American baseball player (born 1953)

Michael Evan Rowland (born January 31, 1953) is an American former pitcher in Major League Baseball who played for the San Francisco Giants in parts of two seasons from 1980 to 1981. Listed at 6' 3", 205 lb., Rowland batted and threw right handed. He was born in Chicago, Illinois.

Rowland attended Millikin University in Decatur, Illinois, where he played for the Millikin Big Blue baseball team in 1975.

The Giants selected Rowland in the 22nd round of the 1975 MLB draft. He garnered popularity in his short stint as a Giants middle reliever through his trademark moustache and permed hair.

Rowland made 28 pitching appearances for the Giants (one start), going 1–2 with a 2.74 earned run average without saves. In addition, he hit a single and drove in a run in his only major league at-bat.

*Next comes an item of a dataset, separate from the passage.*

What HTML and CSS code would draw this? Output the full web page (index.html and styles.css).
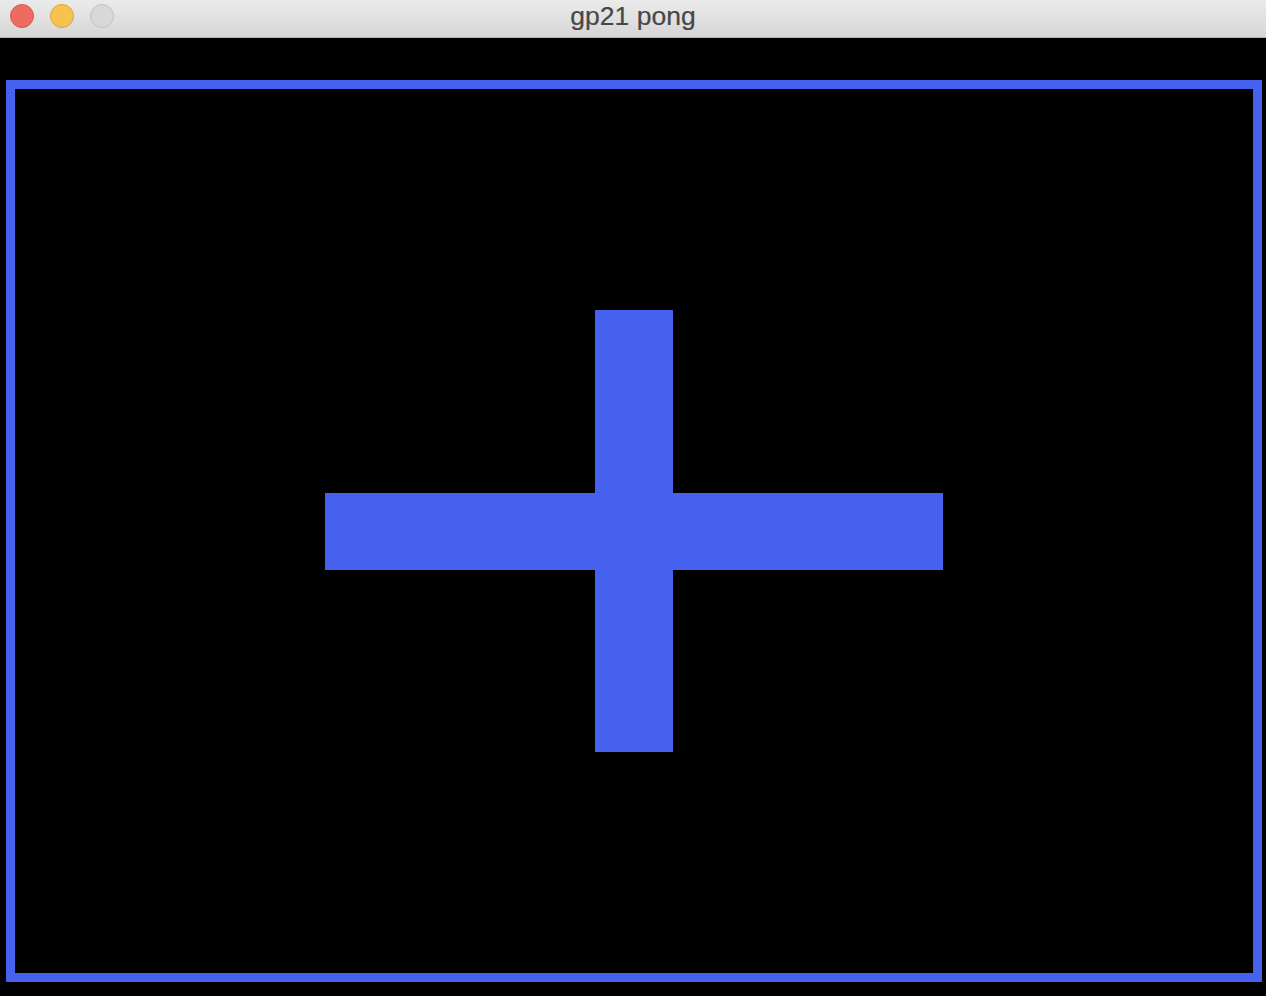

Rowland is the only person in MLB with a career batting average of 1.000 and at least one RBI and at least 1 win and an ERA under 3.00 .

Besides, Rowland posted a 64–78 record with a 4.28 ERA in eight Minor League seasons from 1975–1982, and also played winter ball with the Cardenales de Lara club of the Venezuelan League in its 1977-78 season.

Afterwards, Rowland gained induction into the Millikin University Athletics Hall of Fame as part of their 1984 Class.